Only a few wells have penetrated the oil- or gas-mature section of the deeper Halibut and the Golden Beach subgroups and hence the distributions of the main source rock units and source rock kitchens are not fully understood. It is generally considered that the source rocks for both the oil and gas in the basin are represented by organic-rich, non-marine, coastal plain mudstones and coals (Burns et al, 1984, 1987; Moore et al, 1992). Source rocks of dominantly terrestrial plant origin (Type II/III kerogen) are widely distributed throughout the Latrobe Group and generally exhibit high TOC values (>2.0%), high Rock-Eval pyrolysis yields and moderate to high hydrogen indices (>250 mgHC/gTOC), suggesting that they have the potential to generate both oil and gas. The richest Latrobe Group source rocks (mainly humic to mixed organic matter types) occur within lower coastal plain and coal swamp facies. Well correlations show that much of the T. lilliei biozone (within the Golden Beach Sub-group) is represented by low energy, lagoonal/paludal sediments in the east-southeast. This facies extends beneath the giant Kingfish oil field and across the basin to the north. In the Central Deep, T. lilliei sediments accumulated in a marine environment as interbedded sandstones and marine shales (Rahmanian et al, 1990; Moore et al, 1992; Chiupka et al, 1997). Data from Hermes 1, located in the southern part of the basin, proves the existence of a thick, rich source rock unit at this level. The >950 m T.lilliei section within this well has TOC values that generally exceed 10% (Petrofina Exploration Australia S.A., 1993).
A study of condensate recovered from the Archer/Anemone discovery in the southeastern part of the basin, suggests that source rock potential may also exist within marine sediments (Gorter, 2001; Partridge, 2003). The most likely source rocks are the marine shales of the Anemone Formation, Golden Beach Subgroup. Recently, Partridge (2012) analysed seven cuttings samples from the type section of the Anemone Formation at Anemone 1, 1A and confirmed the presence of common to abundant marine microplankton. Other work also suggests that the Strzelecki Group sediments within the onshore and offshore Gippsland Basin have the potential to generate significant quantities of dry gas (O’Brien et al, 2008). Fair to good quality Strzelecki Group source rocks have been intersected in a number of wells, including Wellington Park 1 and Dutson Downs 1 onshore, and Wirrah 1, 2 and 3 offshore. Overall, the Strzelecki Group appears to have a broadly similar source rock quality to its temporal equivalent, the proven gas-generating, Albian–Aptian Eumeralla Formation in the Otway Basin.

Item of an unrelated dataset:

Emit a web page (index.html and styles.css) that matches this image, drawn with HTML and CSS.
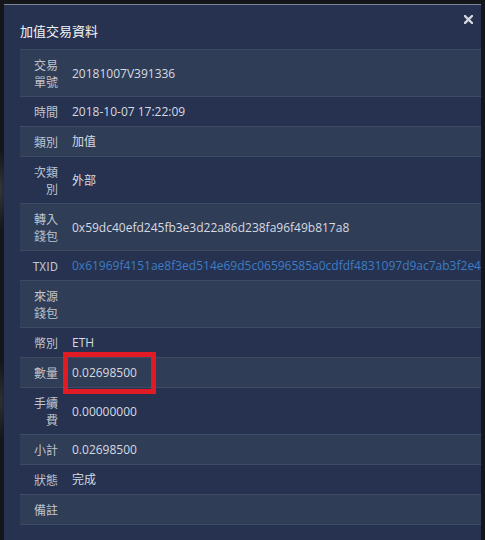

The work by O’Brien et al (2008) indicates that the gas reservoired in onshore Gippsland Basin fields such as Gangell, Seaspray and Wombat was most likely generated from the Strzelecki Group. Similarly, dry gas accumulations located on the Northern Terrace, such as Patricia-Baleen and Sole, may well have a Strzelecki source. If this interpretation is correct, this gas has probably migrated to the top-Latrobe level in the Neogene, following loading by the prograding carbonate shelf. It may be that these ‘Strzelecki-sourced’ gases are present around the basin margins (and not in the Central Deep) because they are actually able to migrate up to the top-Latrobe level through the Latrobe Group shales which are thin or absent, something that would be impossible through the very thick Latrobe shales within the Central Deep.
If the validity of the Strzelecki Group as a working source is confirmed, then traps which are remote from the mature Central Deep Latrobe Group source, such as those located either in the Seaspray depression and on the Northern Terrace or Northern Platform, or in Latrobe migration shadows, can still be charged with relatively dry gas, providing that the local, mature Strzelecki Group source generated hydrocarbons in the Neogene.
Reservoirs and seals
Most of the major hydrocarbon accumulations in the Gippsland Basin are reservoired in high quality sandstones of the Cobia and Halibut subgroups, where marine near-shore barrier and shoreface sandstones are traditionally regarded as the best reservoirs in the basin. The most productive of these were drilled either at or near the top of the Latrobe Group and are commonly referred to as the ‘top-Latrobe coarse clastics reservoirs’. This can be confusing, given that similar coarse sandstones are developed throughout the stratigraphic column. All these sandstones are diachronous and developed in response to periodic marine regressive cycles associated with low depositional rates. This provided an ideal environment for high levels of reworking and winnowing of the deltaic and coastal plain sediments. Geographically, this reservoir facies is best developed in the Barracouta, Snapper, Marlin, Bream and Kingfish fields. Reservoir distribution in intra-Latrobe sequences can be complex and frequently involves multiple stacked sandstone/shale alternations characteristic of fluvio-deltaic environments. Submarine channelling, the presence of numerous, thin, condensed sequences and the overall lower net-to-gross ratio contribute to lower reservoir qualities. Nevertheless, there are many examples of good quality reservoirs in deltaic sandstones, as well as in fluvial and submarine channels. Latrobe Group reservoir porosities average 15–25% across the basin, with the best primary porosities preserved in fluvial/ deltaic sandstones that are texturally mature and moderately well sorted.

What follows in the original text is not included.